Task objective | Transcribe the listing in full, excluding any pictures.

>> Begin Data provided

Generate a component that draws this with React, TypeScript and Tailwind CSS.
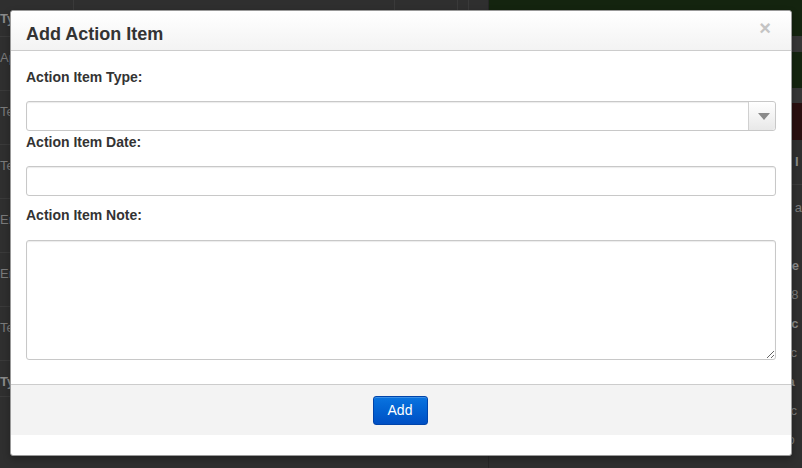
import React from 'react';

const leftRows = [
  { text: 'Ap', h: 'h-[54px]', bold: false },
  { text: 'Te', h: 'h-[54px]', bold: false },
  { text: 'Te', h: 'h-[54px]', bold: false },
  { text: 'Er', h: 'h-[54px]', bold: false },
  { text: 'Er', h: 'h-[54px]', bold: false },
  { text: 'Te', h: 'h-[54px]', bold: false },
  { text: 'Ty', h: 'h-[36px]', bold: true },
];

const sideLines = [
  { text: 'n a', bold: false },
  { text: 'il', bold: true },
  { text: 'ne', bold: true },
  { text: '78', bold: false },
  { text: 'sc', bold: true },
  { text: 'sc', bold: false },
  { text: 'la', bold: true },
  { text: 'sc', bold: false },
  { text: 'to', bold: false },
];

function Backdrop() {
  return (
    <div className="flex h-full w-full bg-[#2f2f2f] text-[13px] text-[#7a7a7a]">
      <div className="w-[491px] flex flex-col">
        <div className="h-[37px] flex border-b border-[#3a3a3a]">
          <div className="w-[74px] border-r border-[#3a3a3a] pt-[9px] font-bold text-[#8a8a8a]">Ty</div>
          <div className="w-[321px] border-r border-[#3a3a3a]"></div>
          <div className="w-[63px] border-r border-[#3a3a3a]"></div>
          <div className="w-[11px] border-r border-[#3a3a3a]"></div>
        </div>
        {leftRows.map((r, i) => (
          <div key={i} className={`${r.h} border-b border-[#3a3a3a] pt-[11px] ${r.bold ? 'font-bold text-[#8a8a8a]' : ''}`}>
            {r.text}
          </div>
        ))}
      </div>
      <div className="flex-1 flex flex-col border-l border-[#262626]">
        <div className="h-[36px] bg-[#14240f]"></div>
        <div className="h-[16px] bg-[#363636]"></div>
        <div className="h-[36px] bg-[#14240f]"></div>
        <div className="h-[15px] bg-[#363636]"></div>
        <div className="h-[37px] bg-[#2a0f0f]"></div>
        <div className="h-[45px] border-b border-[#3a3a3a] flex items-center pl-[306px] font-bold text-[#8a8a8a]">I</div>
        <div className="flex flex-col pl-[295px] pt-[8px] leading-[29px] text-[#7a7a7a] whitespace-nowrap">
          {sideLines.map((s, i) => (
            <div key={i} className={s.bold ? 'font-bold text-[#8a8a8a]' : ''}>{s.text}</div>
          ))}
        </div>
      </div>
    </div>
  );
}

export default function App() {
  return (
    <div className="relative w-[802px] h-[468px] overflow-hidden" style={{ fontFamily: '"Liberation Sans", Arial, Helvetica, sans-serif' }}>
      <Backdrop />

      <div className="absolute left-[10px] top-[10px] w-[782px] h-[446px] bg-white border border-[#999] rounded-[3px] shadow-[0_3px_7px_rgba(0,0,0,0.3)] flex flex-col">
        <div className="h-[40px] flex items-center justify-between pl-[15px] pr-[20px] border-b border-[#cccccc] bg-gradient-to-b from-white to-[#f3f3f3] rounded-t-[3px]">
          <h3 className="text-[18px] font-bold text-[#333] pt-[7px]">Add Action Item</h3>
          <span className="text-[20px] font-bold leading-none text-[#c4c4c4] -mt-[6px]">×</span>
        </div>

        <div className="flex flex-col px-[15px] pt-[15px] h-[333px]">
          <label className="block text-[14px] font-bold text-[#333] leading-[20px] pt-[1px]">Action Item Type:</label>
          <div className="mt-[14px] h-[30px] flex border border-[#c8c8c8] rounded-[3px] bg-white shadow-[inset_0_1px_1px_rgba(0,0,0,0.08)]">
            <div className="flex-1"></div>
            <div className="w-[27px] border-l border-[#d0d0d0] bg-gradient-to-b from-white to-[#e8e8e8] rounded-r-[3px] flex items-center justify-center">
              <svg width="12" height="7" viewBox="0 0 12 7" className="ml-[3px]">
                <path d="M0 0 L12 0 L6 7 Z" fill="#8a8a8a" />
              </svg>
            </div>
          </div>

          <label className="block text-[14px] font-bold text-[#333] leading-[20px] mt-[1px]">Action Item Date:</label>
          <input type="text" className="mt-[14px] h-[30px] w-full border border-[#c8c8c8] rounded-[3px] bg-white shadow-[inset_0_1px_1px_rgba(0,0,0,0.08)] outline-none px-[6px]" />

          <label className="block text-[14px] font-bold text-[#333] leading-[20px] mt-[9px]">Action Item Note:</label>
          <textarea className="mt-[15px] h-[120px] w-full border border-[#c8c8c8] rounded-[3px] bg-white shadow-[inset_0_1px_1px_rgba(0,0,0,0.08)] outline-none px-[6px] py-[4px]"></textarea>
        </div>

        <div className="h-[51px] border-t border-[#cccccc] bg-[#f3f3f3] flex items-center justify-center">
          <button className="w-[55px] h-[29px] -ml-[2px] rounded-[3px] border border-[#0044aa] bg-gradient-to-b from-[#0a74e0] to-[#004fc4] text-white text-[14px] shadow-[inset_0_1px_0_rgba(255,255,255,0.2)]">
            Add
          </button>
        </div>
      </div>
    </div>
  );
}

>> End Data provided

Response for this exercise |
Generate a component that draws this with React, TypeScript and Tailwind CSS.
import React from 'react';

const leftRows = [
  { text: 'Ap', h: 'h-[54px]', bold: false },
  { text: 'Te', h: 'h-[54px]', bold: false },
  { text: 'Te', h: 'h-[54px]', bold: false },
  { text: 'Er', h: 'h-[54px]', bold: false },
  { text: 'Er', h: 'h-[54px]', bold: false },
  { text: 'Te', h: 'h-[54px]', bold: false },
  { text: 'Ty', h: 'h-[36px]', bold: true },
];

const sideLines = [
  { text: 'n a', bold: false },
  { text: 'il', bold: true },
  { text: 'ne', bold: true },
  { text: '78', bold: false },
  { text: 'sc', bold: true },
  { text: 'sc', bold: false },
  { text: 'la', bold: true },
  { text: 'sc', bold: false },
  { text: 'to', bold: false },
];

function Backdrop() {
  return (
    <div className="flex h-full w-full bg-[#2f2f2f] text-[13px] text-[#7a7a7a]">
      <div className="w-[491px] flex flex-col">
        <div className="h-[37px] flex border-b border-[#3a3a3a]">
          <div className="w-[74px] border-r border-[#3a3a3a] pt-[9px] font-bold text-[#8a8a8a]">Ty</div>
          <div className="w-[321px] border-r border-[#3a3a3a]"></div>
          <div className="w-[63px] border-r border-[#3a3a3a]"></div>
          <div className="w-[11px] border-r border-[#3a3a3a]"></div>
        </div>
        {leftRows.map((r, i) => (
          <div key={i} className={`${r.h} border-b border-[#3a3a3a] pt-[11px] ${r.bold ? 'font-bold text-[#8a8a8a]' : ''}`}>
            {r.text}
          </div>
        ))}
      </div>
      <div className="flex-1 flex flex-col border-l border-[#262626]">
        <div className="h-[36px] bg-[#14240f]"></div>
        <div className="h-[16px] bg-[#363636]"></div>
        <div className="h-[36px] bg-[#14240f]"></div>
        <div className="h-[15px] bg-[#363636]"></div>
        <div className="h-[37px] bg-[#2a0f0f]"></div>
        <div className="h-[45px] border-b border-[#3a3a3a] flex items-center pl-[306px] font-bold text-[#8a8a8a]">I</div>
        <div className="flex flex-col pl-[295px] pt-[8px] leading-[29px] text-[#7a7a7a] whitespace-nowrap">
          {sideLines.map((s, i) => (
            <div key={i} className={s.bold ? 'font-bold text-[#8a8a8a]' : ''}>{s.text}</div>
          ))}
        </div>
      </div>
    </div>
  );
}

export default function App() {
  return (
    <div className="relative w-[802px] h-[468px] overflow-hidden" style={{ fontFamily: '"Liberation Sans", Arial, Helvetica, sans-serif' }}>
      <Backdrop />

      <div className="absolute left-[10px] top-[10px] w-[782px] h-[446px] bg-white border border-[#999] rounded-[3px] shadow-[0_3px_7px_rgba(0,0,0,0.3)] flex flex-col">
        <div className="h-[40px] flex items-center justify-between pl-[15px] pr-[20px] border-b border-[#cccccc] bg-gradient-to-b from-white to-[#f3f3f3] rounded-t-[3px]">
          <h3 className="text-[18px] font-bold text-[#333] pt-[7px]">Add Action Item</h3>
          <span className="text-[20px] font-bold leading-none text-[#c4c4c4] -mt-[6px]">×</span>
        </div>

        <div className="flex flex-col px-[15px] pt-[15px] h-[333px]">
          <label className="block text-[14px] font-bold text-[#333] leading-[20px] pt-[1px]">Action Item Type:</label>
          <div className="mt-[14px] h-[30px] flex border border-[#c8c8c8] rounded-[3px] bg-white shadow-[inset_0_1px_1px_rgba(0,0,0,0.08)]">
            <div className="flex-1"></div>
            <div className="w-[27px] border-l border-[#d0d0d0] bg-gradient-to-b from-white to-[#e8e8e8] rounded-r-[3px] flex items-center justify-center">
              <svg width="12" height="7" viewBox="0 0 12 7" className="ml-[3px]">
                <path d="M0 0 L12 0 L6 7 Z" fill="#8a8a8a" />
              </svg>
            </div>
          </div>

          <label className="block text-[14px] font-bold text-[#333] leading-[20px] mt-[1px]">Action Item Date:</label>
          <input type="text" className="mt-[14px] h-[30px] w-full border border-[#c8c8c8] rounded-[3px] bg-white shadow-[inset_0_1px_1px_rgba(0,0,0,0.08)] outline-none px-[6px]" />

          <label className="block text-[14px] font-bold text-[#333] leading-[20px] mt-[9px]">Action Item Note:</label>
          <textarea className="mt-[15px] h-[120px] w-full border border-[#c8c8c8] rounded-[3px] bg-white shadow-[inset_0_1px_1px_rgba(0,0,0,0.08)] outline-none px-[6px] py-[4px]"></textarea>
        </div>

        <div className="h-[51px] border-t border-[#cccccc] bg-[#f3f3f3] flex items-center justify-center">
          <button className="w-[55px] h-[29px] -ml-[2px] rounded-[3px] border border-[#0044aa] bg-gradient-to-b from-[#0a74e0] to-[#004fc4] text-white text-[14px] shadow-[inset_0_1px_0_rgba(255,255,255,0.2)]">
            Add
          </button>
        </div>
      </div>
    </div>
  );
}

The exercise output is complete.